> [Problem to work on]
Scan the listing below. Report each line that includes "React".

---------- Extracted entries ----------

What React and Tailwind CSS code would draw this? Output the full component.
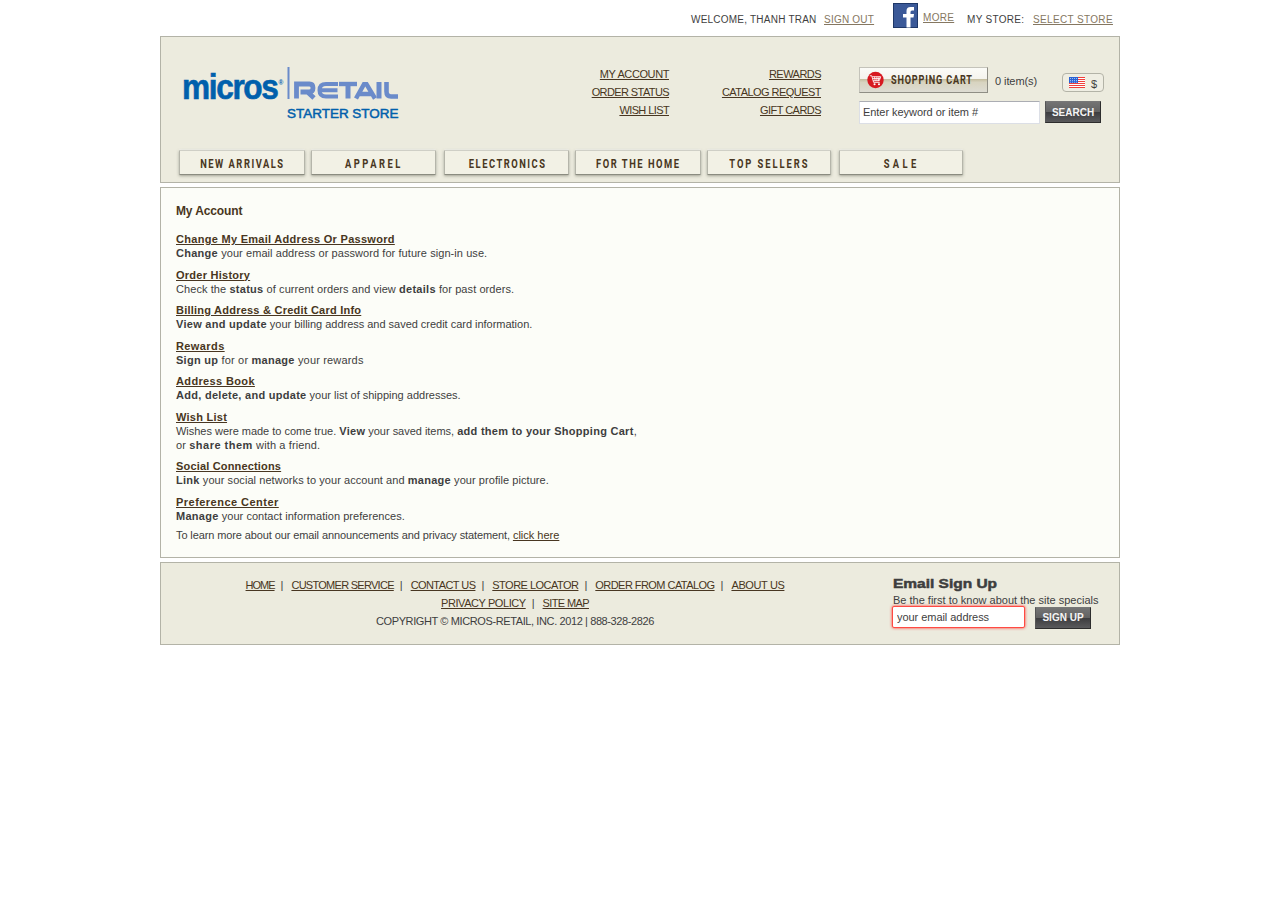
import React from "react";

const link = "underline text-[#483621]";

const NAV = [
  { label: "NEW ARRIVALS", box: "w-[126px] mr-[6px]", text: "tracking-[2.1px]" },
  { label: "APPAREL", box: "w-[125px] mr-[8px]", text: "tracking-[3.5px]" },
  { label: "ELECTRONICS", box: "w-[125px] mr-[6px]", text: "tracking-[2.1px]" },
  { label: "FOR THE HOME", box: "w-[126px] mr-[6px]", text: "tracking-[2.1px]" },
  { label: "TOP SELLERS", box: "w-[124px] mr-[8px]", text: "tracking-[2.7px]" },
  { label: "SALE", box: "w-[124px]", text: "tracking-[4.7px]" },
];

const ITEMS = [
  ["Change My Email Address Or Password", "tracking-[0.29px]", "tracking-[0.07px]", <><b>Change</b> your email address or password for future sign-in use.</>],
  ["Order History", "tracking-[0.25px]", "tracking-[0.08px]", <>Check the <b>status</b> of current orders and view <b>details</b> for past orders.</>],
  ["Billing Address & Credit Card Info", "tracking-[0.23px]", "tracking-[-0.02px]", <><b>View and update</b> your billing address and saved credit card information.</>],
  ["Rewards", "tracking-[0.4px]", "tracking-[0.17px]", <><b>Sign up</b> for or <b>manage</b> your rewards</>],
  ["Address Book", "tracking-[0.36px]", "tracking-[0]", <><b>Add, delete, and update</b> your list of shipping addresses.</>],
  ["Wish List", "tracking-[0.25px]", "tracking-[-0.02px]", <>Wishes were made to come true. <b>View</b> your saved items, <b>add them to your Shopping Cart</b>,<br /><span className="tracking-[0.12px]">or <b className="!tracking-[0.5px]">share them</b> with a friend.</span></>],
  ["Social Connections", "tracking-[0.17px]", "tracking-[0.06px]", <><b>Link</b> your social networks to your account and <b>manage</b> your profile picture.</>],
  ["Preference Center", "tracking-[0.47px]", "tracking-[0.04px]", <><b>Manage</b> your contact information preferences.</>],
];

const FOOTER = [
  ["HOME", "tracking-[-1px]"],
  ["CUSTOMER SERVICE", "tracking-[-0.72px]"],
  ["CONTACT US", "tracking-[-0.57px]"],
  ["STORE LOCATOR", "tracking-[-0.52px]"],
  ["ORDER FROM CATALOG", "tracking-[-0.55px]"],
];

function Logo() {
  return (
    <svg width="220" height="56" viewBox="0 0 220 56" className="block shrink-0 font-['Liberation_Sans',sans-serif]">
      <text x="0" y="32.500" fontSize="34.500" fontWeight="700" fill="#0060ac" stroke="#0060ac" strokeWidth="0.6" letterSpacing="-1.500" textLength="95.500" lengthAdjust="spacingAndGlyphs">micros</text>
      <text x="96.500" y="19" fontSize="6.500" fontWeight="700" fill="#0060ac">®</text>
      <rect x="105.500" y="1" width="2" height="32" fill="#6a8bca" />
      <g fill="none" stroke="#6a8bca" strokeWidth="4">
        <path d="M114.500 32.500V18H127.500Q131 18 131 22Q131 26 127 26H118.500M125.500 26L132 32" strokeWidth="4.800" />
        <path d="M156 18H144Q137.500 18 137.500 24.300Q137.500 30.600 144 30.600H156M138 24.300H155.500" strokeWidth="4" />
        <path d="M157 18H175" strokeWidth="4.400" />
        <path d="M166 18V32.500" strokeWidth="5" />
        <path d="M174 32.500L182 18.200H184.500L193 32.500M178 28H190" strokeWidth="4.500" />
        <path d="M197 16V32.500" strokeWidth="5" />
        <path d="M204.500 16V25.500Q204.500 30.500 209 30.500H216" strokeWidth="4.600" />
      </g>
      <text x="105" y="52" fontSize="13.500" fill="#0060ac" stroke="#0060ac" strokeWidth="0.5" textLength="111.500" lengthAdjust="spacingAndGlyphs">STARTER STORE</text>
    </svg>
  );
}

function DarkButton({ children, className }) {
  return (
    <button className={"h-[22px] w-[56px] shrink-0 border border-[#2d2d2d] border-t-[#777] border-l-[#555] bg-[linear-gradient(#747474_0,#626262_50%,#3d3d3f_52%,#5a5a5c_100%)] text-center text-[10px] font-bold text-[#f5f5f5] " + className}>
      {children}
    </button>
  );
}

function CartButton() {
  return (
    <button className="flex h-[26px] w-[129px] items-center border border-[#c4c3ba] border-r-[#8f8e85] border-b-[#8f8e85] bg-[linear-gradient(#fbfbf7_0,#f5f4ee_44%,#c5bea0_47%,#d8d4c0_60%,#dddcd3_100%)] pl-[7px]">
      <svg width="17" height="18" viewBox="0 0 18 18" className="shrink-0">
        <circle cx="9" cy="9" r="8.700" fill="#d71920" />
        <path d="M3 4.500H5L7 11.500H13.500M5.500 5.500H14.500L13 9.800H6.500M8 5.500L8.700 10M10.500 5.500V10M12.800 5.500L12 10M6 7.500H14" fill="none" stroke="#fff" strokeWidth=".9" />
        <circle cx="8" cy="13.500" r="1.100" fill="#fff" />
        <circle cx="12.700" cy="13.500" r="1.100" fill="#fff" />
      </svg>
      <span className="ml-[7px] block origin-left scale-x-[0.7] font-['Roboto',sans-serif] text-[13px] leading-[24px] font-bold tracking-[1.2px] whitespace-nowrap text-[#483621]">SHOPPING CART</span>
    </button>
  );
}

function Flag() {
  return (
    <svg width="16" height="11" viewBox="0 0 16 11">
      <rect width="16" height="11" fill="#fff" />
      <path d="M0 .5H16M0 2.500H16M0 4.500H16M0 6.500H16M0 8.500H16M0 10.500H16" stroke="#f0403c" />
      <rect width="9" height="6" fill="#2a63d4" />
      <path d="M1 1.500H9M1 3.500H9M1 5.200H9" stroke="#b9d0f8" strokeWidth=".8" strokeDasharray="1 1" />
    </svg>
  );
}

export default function App() {
  return (
    <div className="mx-auto w-[960px] font-['Liberation_Sans',Arial,sans-serif] text-[11px] leading-[14px] text-[#3e3e3e]">
      <div className="flex h-[36px] items-start justify-end pr-[7px] text-[10px] tracking-[0.3px] whitespace-nowrap">
        <span className="mt-[13px] w-[133px] tracking-[0.22px]">WELCOME, THANH TRAN</span>
        <span className="mt-[13px] w-[69px]"><a className="tracking-[0.22px] text-[#857761] underline">SIGN OUT</a></span>
        <svg width="25" height="25" viewBox="0 0 25 25" className="mt-[3px] mr-[5px]">
          <rect x=".5" y=".5" width="24" height="24" fill="#3b5998" stroke="#1e3768" />
          <path d="M13.500 24.500V14.500H10V11H13.500V8Q13.500 4 17.500 4H21V7.500H19Q17.500 7.500 17.500 9V11H21L20.500 14.500H17.500V24.500Z" fill="#fff" />
        </svg>
        <span className="mt-[11px] w-[44px]"><a className="text-[#857761] underline">MORE</a></span>
        <span className="mt-[13px] w-[66px]">MY STORE:</span>
        <span className="mt-[13px] w-[80px]"><a className="tracking-[0.35px] text-[#857761] underline">SELECT STORE</a></span>
      </div>

      <header className="flex h-[147px] flex-col border border-[#b3b3a7] bg-[#ecebde]">
        <div className="flex h-[113px] items-start pt-[29px] pl-[21px] whitespace-nowrap">
          <Logo />
          <ul className="mt-[-1px] w-[267px] text-right leading-[18px] tracking-[-0.6px]">
            <li><a className={link + " tracking-[-0.4px]"}>MY ACCOUNT</a></li>
            <li><a className={link}>ORDER STATUS</a></li>
            <li><a className={link}>WISH LIST</a></li>
          </ul>
          <ul className="mt-[-1px] w-[152px] text-right leading-[18px] tracking-[-0.54px]">
            <li><a className={link}>REWARDS</a></li>
            <li><a className={link}>CATALOG REQUEST</a></li>
            <li><a className={link}>GIFT CARDS</a></li>
          </ul>
          <div className="mt-[1px] ml-[38px]">
            <div className="flex h-[34px] items-start">
              <CartButton />
              <span className="mt-[7px] ml-[7px] w-[67px] tracking-[-0.08px]">0 item(s)</span>
              <div className="mt-[6px] flex h-[19px] w-[42px] items-center justify-between rounded-[4px] border border-[#b3b3a7] bg-[#efeee3] px-[6px]">
                <Flag />
                <span className="mt-[3px]">$</span>
              </div>
            </div>
            <div className="flex">
              <input defaultValue="Enter keyword or item #" className="mr-[5px] block h-[23px] w-[181px] border border-[#dcdfe6] border-t-[#abadb3] bg-white pb-[2px] pl-[3px] text-[11px] tracking-[-0.05px] text-[#3e3e3e]" />
              <DarkButton className="leading-[21px]">SEARCH</DarkButton>
            </div>
          </div>
        </div>
        <nav className="flex pl-[18px]">
          {NAV.map((n) => (
            <a key={n.label} className={"flex h-[25px] justify-center rounded-[1px] border border-[#b5b5aa] border-t-[#cfcfc6] border-b-[#8b8c80] bg-[#f2f1e5] shadow-[0_1px_3px_rgba(90,92,75,0.5),0_-1px_1px_#f6f5ee] " + n.box}>
              <span className={"block scale-x-[0.72] pl-[2px] font-['Roboto',sans-serif] text-[13px] leading-[25px] font-bold whitespace-nowrap text-[#483621] " + n.text}>{n.label}</span>
            </a>
          ))}
        </nav>
      </header>

      <main className="mt-[4px] h-[371px] border border-[#b3b3a7] bg-[#fcfdf8] pt-[16px] pl-[15px]">
        <h1 className="text-[12px] leading-[14px] font-bold tracking-[-0.13px] text-[#483621]">My Account</h1>
        <dl className="mt-[14px]">
          {ITEMS.map(([title, titleTracking, bodyTracking, body]) => (
            <div key={title} className="mb-[7.5px]">
              <dt className={"font-bold " + titleTracking}><a className={link}>{title}</a></dt>
              <dd className={"[&_b]:tracking-[0.28px] " + bodyTracking}>{body}</dd>
            </div>
          ))}
        </dl>
        <p className="-mt-[2.5px]"><span className="tracking-[-0.11px]">To learn more about our email announcements and privacy statement, </span><a className={link}>click here</a></p>
      </main>

      <footer className="mt-[4px] flex h-[83px] border border-[#b3b3a7] bg-[#ecebde]">
        <div className="w-[708px] pt-[13px] text-center leading-[18px] whitespace-nowrap">
          <p className="flex justify-center">
            {FOOTER.map(([t, tracking]) => (
              <span key={t}><a className={link + " " + tracking}>{t}</a><span className="mr-[8px] ml-[6px]">|</span></span>
            ))}
            <a className={link + " tracking-[-0.38px]"}>ABOUT US</a>
          </p>
          <p><a className={link + " tracking-[-0.43px]"}>PRIVACY POLICY</a><span className="mr-[8px] ml-[6px]">|</span><a className={link + " tracking-[-0.62px]"}>SITE MAP</a></p>
          <p className="tracking-[-0.39px]">COPYRIGHT © MICROS-RETAIL, INC. 2012 | 888-328-2826</p>
        </div>
        <div className="pt-[13px] pl-[24px] whitespace-nowrap">
          <h2 className="mt-px origin-left scale-x-[1.19] text-[13px] leading-[14px] font-black [-webkit-text-stroke:0.5px_#3e3e3e]">Email Sign Up</h2>
          <p className="mt-[2px]">Be the first to know about the site specials</p>
          <div className="-ml-px flex">
            <input defaultValue="your email address" className="-mt-px mr-[10px] block h-[22px] w-[133px] rounded-[2px] border border-[#ff4a44] bg-white pl-[4px] text-[11px] tracking-[-0.05px] text-[#3e3e3e] shadow-[0_0_3px_#ff2f2a]" />
            <DarkButton className="leading-[20px]">SIGN UP</DarkButton>
          </div>
        </div>
      </footer>
    </div>
  );
}
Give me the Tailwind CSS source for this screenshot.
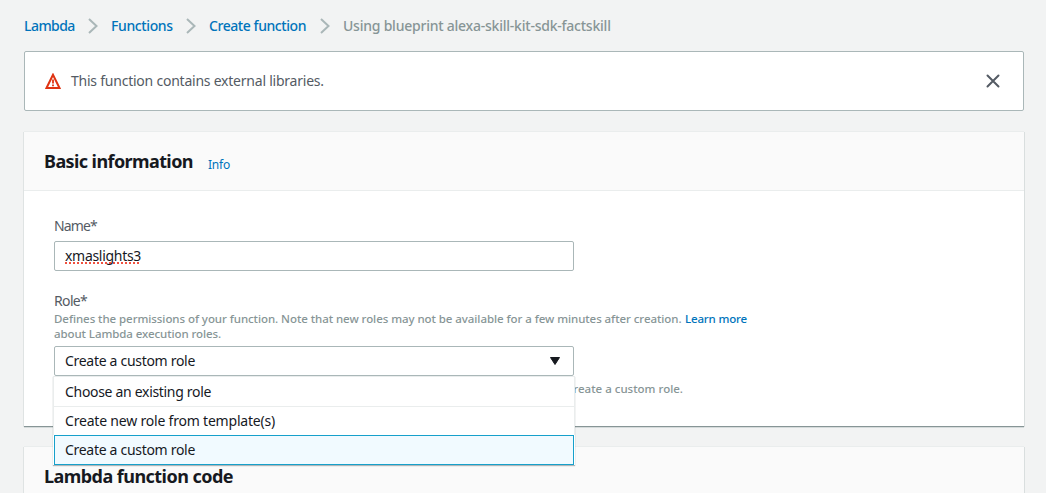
<!DOCTYPE html>
<html lang="en">
<head>
<meta charset="utf-8">
<title>Create function</title>
<script src="https://cdn.jsdelivr.net/npm/@tailwindcss/browser@4"></script>
</head>
<body class="h-[493px] overflow-hidden bg-[#f2f3f3] px-6 font-['Noto_Sans',sans-serif] text-[14px] leading-5 text-[#16191f]">
  <nav class="flex h-[51px] items-center pt-px font-medium whitespace-nowrap text-[#0073bb]">
    <a class="w-[64px] tracking-[-0.55px]">Lambda</a>
    <svg class="mr-[13px] h-4 w-[10px]" viewBox="0 0 10 16" fill="none" stroke="#aab7b8" stroke-width="2"><path d="M1 1l7.5 7L1 15"/></svg>
    <a class="w-[75px] tracking-[-0.38px]">Functions</a>
    <svg class="mr-[13px] h-4 w-[10px]" viewBox="0 0 10 16" fill="none" stroke="#aab7b8" stroke-width="2"><path d="M1 1l7.5 7L1 15"/></svg>
    <a class="w-[111px] tracking-[-0.43px]">Create function</a>
    <svg class="mr-[13px] h-4 w-[10px]" viewBox="0 0 10 16" fill="none" stroke="#aab7b8" stroke-width="2"><path d="M1 1l7.5 7L1 15"/></svg>
    <span class="tracking-[-0.23px] text-[#879596]">Using blueprint alexa-skill-kit-sdk-factskill</span>
  </nav>

  <div class="flex h-[60px] w-[1000px] items-center rounded-[2px] border border-[#aab7b8] bg-white pr-[23px] pl-5">
    <svg class="mr-[10px] h-4 w-4" viewBox="0 0 16 16" fill="none" stroke="#df3312" stroke-width="2"><path d="M8 1.8L1.5 15h13z"/><path d="M8 6.5v4M8 11.5v1.7" stroke-width="1.8"/></svg>
    <span class="grow tracking-[-0.23px] text-[#545b64]">This function contains external libraries.</span>
    <svg class="h-[14px] w-[14px]" viewBox="0 0 14 14" fill="none" stroke="#545b64" stroke-width="2" stroke-linecap="round"><path d="M1.5 1.5l11 11M12.5 1.5l-11 11"/></svg>
  </div>

  <section class="mt-5 h-[295px] w-[1000px] border-t border-[#eaeded] bg-white shadow-[0_1px_0_0_#879596,0_2px_0_0_#d5dbdb,1px_1px_0_0_#d9dede,-1px_1px_0_0_#dfe3e3]">
    <header class="flex h-[59px] items-baseline border-b border-[#eaeded] bg-[#fafafa] px-5 pt-[17px]">
      <h2 class="w-[164px] text-[18px] leading-6 font-bold tracking-[-0.59px]">Basic information</h2>
      <a class="translate-y-px text-[12px] tracking-[-0.2px] text-[#0073bb]">Info</a>
    </header>
    <div class="px-[30px] pt-[25px]">
      <label class="block tracking-[-0.9px] text-[#545b64]">Name*</label>
      <div class="mt-[5px] flex h-[30px] w-[520px] items-center rounded-[2px] border border-[#aab7b8] px-[10px]">
        <span class="tracking-[-0.3px] underline decoration-[#f0503f] decoration-dotted decoration-2 underline-offset-[1px] [text-decoration-skip-ink:none]">xmaslights3</span>
      </div>
      <label class="mt-5 block tracking-[-0.65px] text-[#545b64]">Role*</label>
      <p class="w-[710px] text-[11.5px] leading-[15px] font-medium text-[#879596]"><span class="whitespace-nowrap"><span class="inline-block w-[631px] tracking-[-0.065px]">Defines the permissions of your function. Note that new roles may not be available for a few minutes after creation.</span><a class="tracking-[-0.15px] text-[#0073bb]">Learn more</a></span><br><span class="tracking-[-0.08px]">about Lambda execution roles.</span></p>
      <div class="relative mt-[5px] w-[520px]">
        <div class="flex h-[30px] items-center justify-between rounded-[2px] border border-[#aab7b8] pr-[13px] pl-[10px]">
          <span class="tracking-[-0.3px]">Create a custom role</span>
          <svg class="h-2 w-[10px]" viewBox="0 0 10 8" fill="#16191f" stroke="#16191f" stroke-linejoin="round"><path d="M.5.5h9L5 7.5z"/></svg>
        </div>
        <ul class="absolute top-[30px] -left-px z-10 w-[522px] bg-white shadow-[0_1px_1px_0_rgba(0,28,36,0.3)]">
          <li class="flex h-[30px] items-center border border-b-0 border-[#eaeded] pl-[11px] tracking-[-0.31px]">Choose an existing role</li>
          <li class="flex h-[29px] items-center border-x border-t border-[#eaeded] pl-[11px] tracking-[-0.2px]">Create new role from template(s)</li>
          <li class="mx-px flex h-[30px] items-center border border-[#16a0cb] bg-[#f1faff] pl-[10px] tracking-[-0.3px]">Create a custom role</li>
        </ul>
      </div>
      <p class="mt-[5px] w-[629px] text-right text-[11.5px] leading-[15px] font-medium text-[#879596]">create a custom role.</p>
    </div>
  </section>

  <section class="mt-5 h-[60px] w-[1000px] border-t border-[#eaeded] bg-[#fafafa] px-5 pt-[17px] shadow-[1px_1px_0_0_#d9dede,-1px_1px_0_0_#dfe3e3]">
    <h2 class="text-[18px] leading-6 font-bold tracking-[-0.54px]">Lambda function code</h2>
  </section>
</body>
</html>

----------

> [Solution]
What React and Tailwind CSS code would draw this? Output the full component.
import React from "react";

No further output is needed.